Ana termina de ordenar la caja del dinero y se pone a cortar mangos. Tiene 24 años y empezó a perder la vista a los 16. En un momento dado, deja los mangos porque Chucho le pide, literalmente, que «le preste sus ojos un segundo». «Entre los cuatro nos ayudamos para que todo salga. Y el ambiente entre nosotros es muy bonito», dice la veinteañera mientras rellena la jarra de agua del día atinando a la perfección con su 40% de vista izquierda.
Una vez al mes, copiando un modelo que sabían que existía en Europa, El Mirón organiza sus Comidas a Ciegas. Un evento con cita previa en el que el restaurante se vuelve opaco a la claridad, la clientela cruza la puerta con antifaces oscuros y el menú no se revela hasta dar por concluido el almuerzo. «La intención es que los comensales puedan experimentar la comida y el servicio a través de sentidos que no sean la vista», explican. En esas ocasiones Mitchi pierde funcionalidad y Chucho se queda en la barra escuchando que todo está saliendo bien. «He agudizo tanto el oído que a mi esposa le digo que para hablar de mí con sus amigas se vaya a una habitación cerrada lejos. Al menos si no quiere que me entere», da fe Chucho de una nueva ultracapacidad.
«¡Y estas son las gafas de los domingos!», termina de dejar claro que eso de no tener vista no es un asunto que deba tomarse tan en serio.

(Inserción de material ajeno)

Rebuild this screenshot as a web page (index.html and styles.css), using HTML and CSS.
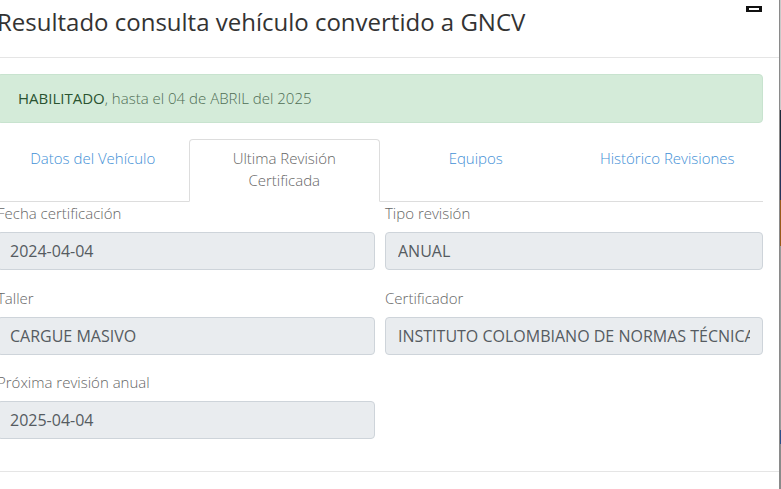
FILE: index.html
```html
<!DOCTYPE html>
<html lang="es">
<head>
<meta charset="utf-8">
<title>Resultado consulta vehículo convertido a GNCV</title>
<link rel="stylesheet" href="styles.css">
</head>
<body>
<div class="page">
  <div class="modal">
    <div class="modal-header">
      <h4 class="modal-title">Resultado consulta vehículo convertido a GNCV</h4>
      <button class="close" type="button" aria-label="Cerrar"></button>
    </div>
    <div class="modal-body">
      <div class="alert"><strong>HABILITADO</strong>, hasta el 04 de ABRIL del 2025</div>
      <ul class="tabs">
        <li class="tab"><a>Datos del Vehículo</a></li>
        <li class="tab active"><a>Ultima Revisión<br>Certificada</a></li>
        <li class="tab"><a>Equipos</a></li>
        <li class="tab"><a>Histórico Revisiones</a></li>
      </ul>
      <div class="form-grid">
        <div class="group">
          <label class="lbl">Fecha certificación</label>
          <input class="field" readonly value="2024-04-04">
        </div>
        <div class="group">
          <label class="lbl">Tipo revisión</label>
          <input class="field" readonly value="ANUAL">
        </div>
        <div class="group">
          <label class="lbl">Taller</label>
          <input class="field" readonly value="CARGUE MASIVO">
        </div>
        <div class="group">
          <label class="lbl">Certificador</label>
          <input class="field" readonly value="INSTITUTO COLOMBIANO DE NORMAS TÉCNICAS Y CERTIFICACIÓN">
        </div>
        <div class="group">
          <label class="lbl">Próxima revisión anual</label>
          <input class="field" readonly value="2025-04-04">
        </div>
      </div>
    </div>
    <div class="modal-footer"></div>
  </div>
  <div class="backdrop-strip"></div>
</div>
</body>
</html>
```

FILE: styles.css
```css
* { box-sizing: border-box; }
html, body { margin: 0; padding: 0; }
body {
  font-family: "Open Sans", "Liberation Sans", sans-serif;
  font-size: 15px;
  color: #333;
  background: #fff;
  overflow: hidden;
}
.page {
  display: flex;
  width: 781px;
  height: 489px;
  overflow: hidden;
}
.modal {
  flex: none;
  width: 799px;
  margin-left: -19px;
  background: #fff;
  border-right: 1px solid #8a8a8a;
  height: 489px;
}
.backdrop-strip {
  flex: none;
  width: 1px;
  height: 489px;
  background: linear-gradient(to bottom,
    #c9c9c9 0, #c9c9c9 110px,
    #1d2b3b 110px, #1d2b3b 150px,
    #26345a 150px, #26345a 200px,
    #9a5a1a 200px, #9a5a1a 246px,
    #9a9a9a 246px, #9a9a9a 430px,
    #2c4f8a 430px, #2c4f8a 444px,
    #8a8a8a 444px);
}
.modal-header {
  display: flex;
  justify-content: space-between;
  align-items: flex-start;
  padding: 5px 16px 0 16px;
  height: 58px;
  border-bottom: 1px solid #e5e5e5;
}
.modal-title {
  margin: 0;
  font-size: 24px;
  font-weight: 400;
  line-height: 34px;
  color: #333;
}
.close {
  width: 16px;
  height: 6px;
  margin: 1px 1px 0 0;
  padding: 0;
  border: 2px solid #111;
  border-left-width: 3px;
  border-right-width: 3px;
  background: #fff;
}
.modal-body {
  padding: 16px 16px 15px 16px;
}
.alert {
  background: #d4ebd9;
  border: 1px solid #c8e3cf;
  border-radius: 4px;
  padding: 12px 20px 13px 20px;
  line-height: 22px;
  font-weight: 300;
  color: #4f6e55;
  margin-bottom: 16px;
}
.alert strong {
  font-weight: 400;
  color: #2a5331;
}
.tabs {
  list-style: none;
  margin: 0;
  padding: 0;
  display: grid;
  grid-template-columns: repeat(4, 1fr);
  border-bottom: 1px solid #ddd;
}
.tab {
  margin-bottom: -1px;
  border: 1px solid transparent;
  border-radius: 4px 4px 0 0;
  padding: 7px 6px 10px;
  text-align: center;
  line-height: 22px;
  height: 63px;
}
.tab a {
  color: #4390d6;
  font-weight: 300;
}
.tab.active {
  border-color: #ddd;
  border-bottom-color: #fff;
  background: #fff;
}
.tab.active a {
  color: #666;
}
.form-grid {
  display: grid;
  grid-template-columns: 1fr 1fr;
  column-gap: 10px;
}
.group {
  display: flex;
  flex-direction: column;
  margin-bottom: 17px;
}
.lbl {
  font-weight: 300;
  color: #666;
  line-height: 22px;
  margin-bottom: 8px;
}
.field {
  height: 38px;
  width: 100%;
  padding: 0 12px;
  font-family: "Open Sans", "Liberation Sans", sans-serif;
  font-size: 16px;
  font-weight: 400;
  color: #555b61;
  background: #e9ecef;
  border: 1px solid #ced4da;
  border-radius: 4px;
  outline: none;
}
.group:nth-child(5) {
  margin-top: -1px;
}
.modal-footer {
  border-top: 1px solid #e5e5e5;
}
```
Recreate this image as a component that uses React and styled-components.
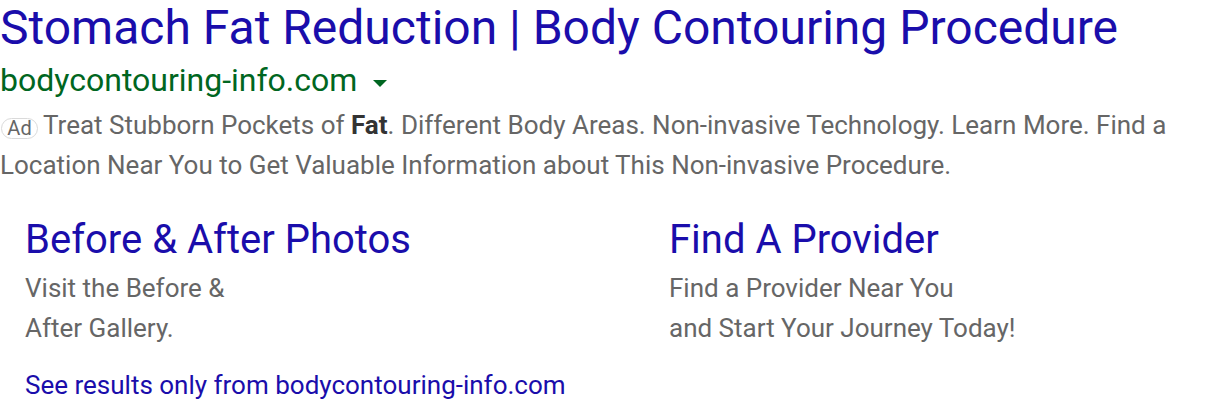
import React from "react";
import styled, { createGlobalStyle } from "styled-components";

const Global = createGlobalStyle`
  html, body { margin: 0; padding: 0; background: #fff; }
  body { font-family: Roboto, "Noto Sans", Arial, sans-serif; }
`;

const Ad = styled.div`
  width: 1216px;
`;

const Title = styled.a`
  display: block;
  color: #1a0dab;
  font-size: 48px;
  line-height: 56px;
  text-decoration: none;
  white-space: nowrap;
`;

const UrlRow = styled.div`
  display: flex;
  align-items: center;
  gap: 16px;
  color: #006621;
  font-size: 32px;
  line-height: 48px;
`;

const Caret = styled.span`
  width: 0;
  height: 0;
  border-left: 7px solid transparent;
  border-right: 7px solid transparent;
  border-top: 7px solid #006621;
  margin-top: 6px;
`;

const Desc = styled.div`
  color: #666;
  font-size: 26px;
  line-height: 40px;
  margin-top: 1px;
  white-space: nowrap;
  b { color: #333; font-weight: 700; }
`;

const Badge = styled.span`
  display: inline-flex;
  align-items: center;
  justify-content: center;
  box-sizing: border-box;
  width: 37px;
  height: 21px;
  border: 1.5px solid #dadada;
  border-radius: 11px;
  font-size: 20px;
  line-height: 20px;
  margin: 0 5px 0 1px;
  color: #666;
  vertical-align: -1px;
`;

const Sitelinks = styled.div`
  display: grid;
  grid-template-columns: 644px 1fr;
  padding-left: 25px;
  margin-top: 31px;
`;

const Sitelink = styled.div`
  display: flex;
  flex-direction: column;
`;

const LinkTitle = styled.a`
  color: #1a0dab;
  font-size: 40px;
  line-height: 48px;
  text-decoration: none;
`;

const LinkDesc = styled.div`
  color: #666;
  font-size: 26px;
  line-height: 40px;
  margin-top: 4px;
`;

const Footer = styled.a`
  display: block;
  color: #1a0dab;
  font-size: 26px;
  line-height: 40px;
  padding-left: 25px;
  margin-top: 17px;
  text-decoration: none;
`;

export default function App() {
  return (
    <Ad>
      <Global />
      <Title>Stomach Fat Reduction | Body Contouring Procedure</Title>
      <UrlRow>
        <span>bodycontouring-info.com</span>
        <Caret />
      </UrlRow>
      <Desc>
        <Badge>Ad</Badge>Treat Stubborn Pockets of <b>Fat</b>. Different Body Areas. Non-invasive Technology. Learn More. Find a
        <br />
        Location Near You to Get Valuable Information about This Non-invasive Procedure.
      </Desc>
      <Sitelinks>
        <Sitelink>
          <LinkTitle>Before &amp; After Photos</LinkTitle>
          <LinkDesc>
            Visit the Before &amp;
            <br />
            After Gallery.
          </LinkDesc>
        </Sitelink>
        <Sitelink>
          <LinkTitle>Find A Provider</LinkTitle>
          <LinkDesc>
            Find a Provider Near You
            <br />
            and Start Your Journey Today!
          </LinkDesc>
        </Sitelink>
      </Sitelinks>
      <Footer>See results only from bodycontouring-info.com</Footer>
    </Ad>
  );
}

Se ha colocado unos anteojos con unos ojos azules pintados en los cristales para la foto y enseña otro modelo que a veces también luce, «el de entre semana». Entre las variedades que se pueden elegir en el menú hay un plato llamado «Con poca luz», una botana de «Te veo y no lo creo» y también vasos de «Si te vi no me acuerdo».
«Estamos trabajando para sacar esto adelante», comenta. «Esto ya está empezando a volar». Mitchi y Ana encantadas con su nuevo oficio, a Noé ya no le importa haber dejado atrás su formación en diseño gráfico y Chucho se ha dado cuenta de que existía la satisfacción laboral más allá del volante. «Todas las personas se adaptan a todo», asegura Noé mientras tritura a velocidad vertiginosa un diminuto diente de ajo invisible, «a todo, excepto a no comer». Y sigue dando vueltas en la olla a esa única cosa indispensable para cualquiera.